The Supply Management jobsite

Raw wounds

5 July 2011 |
Posted in: Supply chain

Craig Stephens, EpicorMore than ever before, UK manufacturers have to deal with rapid change in their supply chains. Raw material availability has become more volatile and costs have risen dramatically, with agricultural input costs 2.5 times higher than 2008, copper 2.3, and cotton nearly five.

This could be viewed as a reason for doom and gloom, but there is another side to this. The rewards for effective management of raw materials are greater than ever before.

In a competitive environment where margins are squeezed and there is increased pressure on manufacturing costs, one of the key challenges has to be to ensure raw material issues do not erode margins and stop you building the right product, at the right time and for the right price.

Raw materials are a large ‘foundation’ cost of production, particularly in the UK with shipping costs, insurance, duties and tariffs all to be paid before you get to the production line. Get the management of raw materials wrong and you can fall at the first hurdle.

Many manufacturers believe they have this area under control through spreadsheets or data extracted from manufacturing systems, but does this approach give an accurate picture, given the dynamic nature of modern manufacturing?

The truth is that, in many cases, it does not. Most companies believe they understand their supply chain, but this usually means they understand its structure, the costs they are paying and ‘believe’ they have secured the best prices. That is very different to understanding how the raw materials and their suppliers are performing in the manufacturing environment once the pressures of day-to-day life have been applied to the supply chain.

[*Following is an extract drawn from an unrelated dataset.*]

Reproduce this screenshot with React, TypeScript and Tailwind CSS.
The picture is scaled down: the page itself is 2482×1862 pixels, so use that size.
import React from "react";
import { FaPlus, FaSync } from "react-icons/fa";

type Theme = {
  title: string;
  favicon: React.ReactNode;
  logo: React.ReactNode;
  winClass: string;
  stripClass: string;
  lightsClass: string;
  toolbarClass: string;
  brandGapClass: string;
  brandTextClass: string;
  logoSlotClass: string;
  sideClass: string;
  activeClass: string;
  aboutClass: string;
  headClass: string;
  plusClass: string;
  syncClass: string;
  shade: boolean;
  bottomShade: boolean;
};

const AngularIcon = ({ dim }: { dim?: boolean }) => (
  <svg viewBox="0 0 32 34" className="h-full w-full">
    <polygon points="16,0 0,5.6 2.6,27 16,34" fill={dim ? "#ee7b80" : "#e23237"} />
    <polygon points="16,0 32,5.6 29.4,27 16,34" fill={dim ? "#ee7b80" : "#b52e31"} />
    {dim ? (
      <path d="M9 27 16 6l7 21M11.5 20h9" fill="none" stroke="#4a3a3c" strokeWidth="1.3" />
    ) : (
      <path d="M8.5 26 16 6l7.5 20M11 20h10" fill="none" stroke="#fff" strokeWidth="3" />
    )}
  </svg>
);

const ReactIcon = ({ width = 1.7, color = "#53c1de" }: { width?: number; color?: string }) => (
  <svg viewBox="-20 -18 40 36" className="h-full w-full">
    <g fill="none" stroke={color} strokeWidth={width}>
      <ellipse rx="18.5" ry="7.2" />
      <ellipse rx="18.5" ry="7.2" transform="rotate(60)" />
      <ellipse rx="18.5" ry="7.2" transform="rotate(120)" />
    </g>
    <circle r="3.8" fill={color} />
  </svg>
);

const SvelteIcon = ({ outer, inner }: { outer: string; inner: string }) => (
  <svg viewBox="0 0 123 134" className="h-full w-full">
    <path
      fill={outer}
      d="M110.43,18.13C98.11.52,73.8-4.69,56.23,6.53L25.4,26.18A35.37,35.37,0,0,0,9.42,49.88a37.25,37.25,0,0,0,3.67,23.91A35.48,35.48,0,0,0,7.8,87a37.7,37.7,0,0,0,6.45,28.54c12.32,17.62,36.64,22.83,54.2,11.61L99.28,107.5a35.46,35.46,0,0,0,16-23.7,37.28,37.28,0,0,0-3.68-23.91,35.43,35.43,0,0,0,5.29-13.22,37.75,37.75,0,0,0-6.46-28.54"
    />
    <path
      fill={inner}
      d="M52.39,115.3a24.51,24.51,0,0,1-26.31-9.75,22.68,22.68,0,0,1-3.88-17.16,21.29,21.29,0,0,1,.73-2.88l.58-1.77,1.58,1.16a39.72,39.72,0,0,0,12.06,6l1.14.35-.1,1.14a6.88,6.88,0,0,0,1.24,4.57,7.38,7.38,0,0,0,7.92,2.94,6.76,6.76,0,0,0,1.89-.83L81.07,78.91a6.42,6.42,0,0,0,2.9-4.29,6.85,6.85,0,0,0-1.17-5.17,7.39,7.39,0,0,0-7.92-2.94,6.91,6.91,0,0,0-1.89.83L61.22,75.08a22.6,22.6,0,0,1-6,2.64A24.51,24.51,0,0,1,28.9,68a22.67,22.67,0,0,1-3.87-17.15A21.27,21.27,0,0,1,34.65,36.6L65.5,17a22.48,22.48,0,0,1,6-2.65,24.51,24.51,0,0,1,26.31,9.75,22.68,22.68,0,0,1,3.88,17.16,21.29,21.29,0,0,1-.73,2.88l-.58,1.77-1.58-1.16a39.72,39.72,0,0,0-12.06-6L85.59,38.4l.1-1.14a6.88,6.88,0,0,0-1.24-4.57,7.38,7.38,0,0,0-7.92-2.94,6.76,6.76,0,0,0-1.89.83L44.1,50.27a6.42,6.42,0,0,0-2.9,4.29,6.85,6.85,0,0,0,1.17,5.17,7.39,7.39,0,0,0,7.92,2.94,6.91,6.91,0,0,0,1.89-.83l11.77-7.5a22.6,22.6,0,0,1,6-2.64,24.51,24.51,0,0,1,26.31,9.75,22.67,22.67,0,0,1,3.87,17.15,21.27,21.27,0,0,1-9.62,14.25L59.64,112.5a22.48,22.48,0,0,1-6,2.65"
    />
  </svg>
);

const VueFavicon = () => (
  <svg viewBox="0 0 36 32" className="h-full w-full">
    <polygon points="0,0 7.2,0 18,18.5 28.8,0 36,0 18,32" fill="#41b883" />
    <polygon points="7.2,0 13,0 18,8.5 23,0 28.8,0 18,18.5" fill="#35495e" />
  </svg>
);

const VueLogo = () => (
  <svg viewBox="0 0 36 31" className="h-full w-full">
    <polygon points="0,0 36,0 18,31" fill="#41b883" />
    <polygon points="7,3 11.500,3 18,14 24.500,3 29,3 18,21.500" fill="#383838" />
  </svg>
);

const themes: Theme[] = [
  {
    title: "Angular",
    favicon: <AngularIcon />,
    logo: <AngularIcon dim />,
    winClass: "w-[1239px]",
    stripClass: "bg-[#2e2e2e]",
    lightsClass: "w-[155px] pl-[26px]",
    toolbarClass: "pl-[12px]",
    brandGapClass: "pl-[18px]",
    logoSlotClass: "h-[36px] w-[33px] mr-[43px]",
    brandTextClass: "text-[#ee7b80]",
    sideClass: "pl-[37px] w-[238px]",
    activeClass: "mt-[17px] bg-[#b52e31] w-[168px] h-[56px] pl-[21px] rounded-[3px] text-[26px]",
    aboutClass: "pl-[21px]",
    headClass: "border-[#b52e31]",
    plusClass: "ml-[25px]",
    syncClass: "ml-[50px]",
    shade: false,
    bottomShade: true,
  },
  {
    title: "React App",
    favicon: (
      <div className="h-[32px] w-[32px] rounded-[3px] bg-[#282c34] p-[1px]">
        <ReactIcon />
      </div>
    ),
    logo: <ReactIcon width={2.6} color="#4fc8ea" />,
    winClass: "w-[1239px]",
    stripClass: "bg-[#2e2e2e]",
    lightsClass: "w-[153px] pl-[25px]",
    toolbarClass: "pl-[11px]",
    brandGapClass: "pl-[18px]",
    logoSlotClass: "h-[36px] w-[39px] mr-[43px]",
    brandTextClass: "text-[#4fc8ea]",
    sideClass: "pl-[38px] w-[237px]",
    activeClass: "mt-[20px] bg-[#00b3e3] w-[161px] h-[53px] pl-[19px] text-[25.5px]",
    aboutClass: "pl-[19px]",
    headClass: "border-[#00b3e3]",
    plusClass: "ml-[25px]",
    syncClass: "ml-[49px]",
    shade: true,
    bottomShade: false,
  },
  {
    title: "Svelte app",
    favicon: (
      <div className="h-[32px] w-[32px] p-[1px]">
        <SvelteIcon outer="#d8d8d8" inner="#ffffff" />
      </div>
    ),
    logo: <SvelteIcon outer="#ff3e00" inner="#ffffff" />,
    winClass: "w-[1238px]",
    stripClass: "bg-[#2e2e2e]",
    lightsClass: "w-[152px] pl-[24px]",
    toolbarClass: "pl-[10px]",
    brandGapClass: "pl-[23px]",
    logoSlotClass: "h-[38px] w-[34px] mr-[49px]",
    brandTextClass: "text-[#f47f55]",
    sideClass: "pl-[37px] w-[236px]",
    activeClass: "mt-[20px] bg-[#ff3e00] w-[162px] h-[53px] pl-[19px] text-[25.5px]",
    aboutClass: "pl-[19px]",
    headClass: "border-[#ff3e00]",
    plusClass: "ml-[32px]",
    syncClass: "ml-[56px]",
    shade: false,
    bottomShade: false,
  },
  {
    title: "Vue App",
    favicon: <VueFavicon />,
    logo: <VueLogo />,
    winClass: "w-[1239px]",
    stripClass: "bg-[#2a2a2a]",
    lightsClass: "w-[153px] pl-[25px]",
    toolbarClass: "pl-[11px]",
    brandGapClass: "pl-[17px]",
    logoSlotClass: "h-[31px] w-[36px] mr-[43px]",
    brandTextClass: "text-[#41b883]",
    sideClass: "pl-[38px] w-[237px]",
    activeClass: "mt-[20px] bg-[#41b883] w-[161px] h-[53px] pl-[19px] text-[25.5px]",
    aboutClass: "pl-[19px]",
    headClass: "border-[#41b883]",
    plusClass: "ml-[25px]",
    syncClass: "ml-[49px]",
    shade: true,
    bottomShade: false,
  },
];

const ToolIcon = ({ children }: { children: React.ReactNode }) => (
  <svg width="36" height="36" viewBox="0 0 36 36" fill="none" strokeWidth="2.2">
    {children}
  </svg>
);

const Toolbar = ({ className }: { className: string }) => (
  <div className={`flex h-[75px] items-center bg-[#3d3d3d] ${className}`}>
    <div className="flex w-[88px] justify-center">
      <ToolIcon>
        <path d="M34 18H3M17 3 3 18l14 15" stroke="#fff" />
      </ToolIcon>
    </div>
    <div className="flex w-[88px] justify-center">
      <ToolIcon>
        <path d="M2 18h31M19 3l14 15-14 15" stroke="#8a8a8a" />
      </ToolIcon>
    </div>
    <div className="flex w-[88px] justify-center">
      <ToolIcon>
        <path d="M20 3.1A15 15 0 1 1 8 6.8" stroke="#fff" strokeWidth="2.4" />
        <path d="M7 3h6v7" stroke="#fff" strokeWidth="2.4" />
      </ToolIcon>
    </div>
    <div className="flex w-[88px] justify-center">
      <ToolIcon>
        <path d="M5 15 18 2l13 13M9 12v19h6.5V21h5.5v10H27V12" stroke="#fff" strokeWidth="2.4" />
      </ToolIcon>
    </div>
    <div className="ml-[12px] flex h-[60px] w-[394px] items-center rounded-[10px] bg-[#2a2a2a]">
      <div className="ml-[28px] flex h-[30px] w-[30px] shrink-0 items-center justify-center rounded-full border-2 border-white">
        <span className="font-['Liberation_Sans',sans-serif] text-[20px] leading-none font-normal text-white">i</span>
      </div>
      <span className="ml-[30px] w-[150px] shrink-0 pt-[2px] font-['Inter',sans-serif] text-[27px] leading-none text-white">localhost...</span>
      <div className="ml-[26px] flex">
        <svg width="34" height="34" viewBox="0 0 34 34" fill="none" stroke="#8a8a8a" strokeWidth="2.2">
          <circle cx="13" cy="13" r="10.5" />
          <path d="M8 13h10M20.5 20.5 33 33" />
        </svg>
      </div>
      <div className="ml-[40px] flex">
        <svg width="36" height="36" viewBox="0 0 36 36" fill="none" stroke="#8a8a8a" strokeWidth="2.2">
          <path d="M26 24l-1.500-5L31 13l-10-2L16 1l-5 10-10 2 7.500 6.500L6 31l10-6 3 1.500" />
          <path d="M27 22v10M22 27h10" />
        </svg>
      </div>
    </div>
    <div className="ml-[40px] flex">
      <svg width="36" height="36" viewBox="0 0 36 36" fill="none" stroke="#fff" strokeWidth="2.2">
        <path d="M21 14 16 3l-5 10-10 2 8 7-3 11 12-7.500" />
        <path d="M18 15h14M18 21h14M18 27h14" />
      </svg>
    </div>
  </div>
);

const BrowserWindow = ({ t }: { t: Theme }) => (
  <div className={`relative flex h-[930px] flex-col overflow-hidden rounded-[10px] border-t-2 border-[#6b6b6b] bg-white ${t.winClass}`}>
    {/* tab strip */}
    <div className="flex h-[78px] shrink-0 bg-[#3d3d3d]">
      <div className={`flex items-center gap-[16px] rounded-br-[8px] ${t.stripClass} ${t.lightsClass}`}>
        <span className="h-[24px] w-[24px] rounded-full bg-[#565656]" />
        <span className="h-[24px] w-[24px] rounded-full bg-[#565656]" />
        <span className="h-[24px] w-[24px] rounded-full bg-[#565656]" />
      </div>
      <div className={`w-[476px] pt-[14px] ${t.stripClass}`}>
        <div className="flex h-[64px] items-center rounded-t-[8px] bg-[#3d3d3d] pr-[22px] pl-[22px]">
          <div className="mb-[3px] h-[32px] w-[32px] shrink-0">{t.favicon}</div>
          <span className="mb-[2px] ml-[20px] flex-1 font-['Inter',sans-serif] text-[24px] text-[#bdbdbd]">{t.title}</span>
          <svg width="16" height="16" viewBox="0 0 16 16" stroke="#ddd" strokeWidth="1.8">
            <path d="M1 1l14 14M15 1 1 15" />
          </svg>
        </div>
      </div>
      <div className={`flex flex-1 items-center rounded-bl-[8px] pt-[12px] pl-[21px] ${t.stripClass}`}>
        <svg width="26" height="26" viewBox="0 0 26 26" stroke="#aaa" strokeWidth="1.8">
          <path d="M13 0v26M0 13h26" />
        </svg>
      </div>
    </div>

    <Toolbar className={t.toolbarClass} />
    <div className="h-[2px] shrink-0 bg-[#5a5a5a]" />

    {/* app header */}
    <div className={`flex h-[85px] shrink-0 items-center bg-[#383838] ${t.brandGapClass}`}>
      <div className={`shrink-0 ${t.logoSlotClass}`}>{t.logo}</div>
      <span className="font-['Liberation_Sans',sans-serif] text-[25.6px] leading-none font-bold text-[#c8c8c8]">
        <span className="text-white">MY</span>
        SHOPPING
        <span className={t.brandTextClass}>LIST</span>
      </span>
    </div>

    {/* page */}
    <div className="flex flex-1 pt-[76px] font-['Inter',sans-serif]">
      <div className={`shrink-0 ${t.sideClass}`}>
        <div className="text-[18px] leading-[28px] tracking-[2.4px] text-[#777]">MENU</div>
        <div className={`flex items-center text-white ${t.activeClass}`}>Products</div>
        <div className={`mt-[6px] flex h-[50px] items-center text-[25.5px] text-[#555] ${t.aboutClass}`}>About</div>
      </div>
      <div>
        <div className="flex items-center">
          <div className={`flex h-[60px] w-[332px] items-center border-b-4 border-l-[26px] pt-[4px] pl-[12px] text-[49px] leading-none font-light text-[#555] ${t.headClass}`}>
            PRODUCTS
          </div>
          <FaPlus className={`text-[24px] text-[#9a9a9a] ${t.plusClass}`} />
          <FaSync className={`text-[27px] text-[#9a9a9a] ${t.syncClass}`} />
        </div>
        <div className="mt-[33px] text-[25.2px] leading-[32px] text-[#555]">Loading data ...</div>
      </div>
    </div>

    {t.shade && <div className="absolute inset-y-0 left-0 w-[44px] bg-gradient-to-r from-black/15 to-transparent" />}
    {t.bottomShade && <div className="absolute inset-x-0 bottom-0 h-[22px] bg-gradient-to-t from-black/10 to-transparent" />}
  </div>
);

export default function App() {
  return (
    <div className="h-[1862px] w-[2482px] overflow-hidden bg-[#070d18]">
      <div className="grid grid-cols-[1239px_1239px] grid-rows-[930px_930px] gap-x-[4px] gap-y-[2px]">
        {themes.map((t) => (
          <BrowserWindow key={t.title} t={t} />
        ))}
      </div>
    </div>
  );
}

As an example, you may source the same specification of raw material from multiple suppliers. However, once consumed in production, how quickly would you know if one supplier’s material was leading to faulty products? How long would it take for that quality assurance information to be discovered and acted upon at a supplier level?

Equally, how far into the future can you accurately forecast the demand for raw materials and the most cost-effective way to source them?  More importantly, can you do it in minutes, highlighting issues based on historical evidence?

Only when the enterprise resource planning (ERP) and supply chain systems are fully integrated can these and other areas, such as consolidating transport costs or lean metrics be analysed in detail and decisions made based on what is happening across the business at any given moment. An inclusive view of business information is the only way to make decisions about the supply chain and the demands being placed upon it.

With the reality that raw material and transportation costs are reaching new highs, can you afford not to have total visibility of your raw material supply chain’s performance at your fingertips? Without fully integrated systems, you will be missing out on savings – and that is something that goes against the grain for all supply chain managers.

* Craig Stephens is director for product marketing at Epicor Software Corporation

2 Responses to “Raw wounds”

  1. It seems that only ‘vertical integration’ or ‘partnership’ will bring about cost leverage. It is because both parties, buyer and seller, have interests in the supply chain.

  2. Bit of a sales pitch here methinks!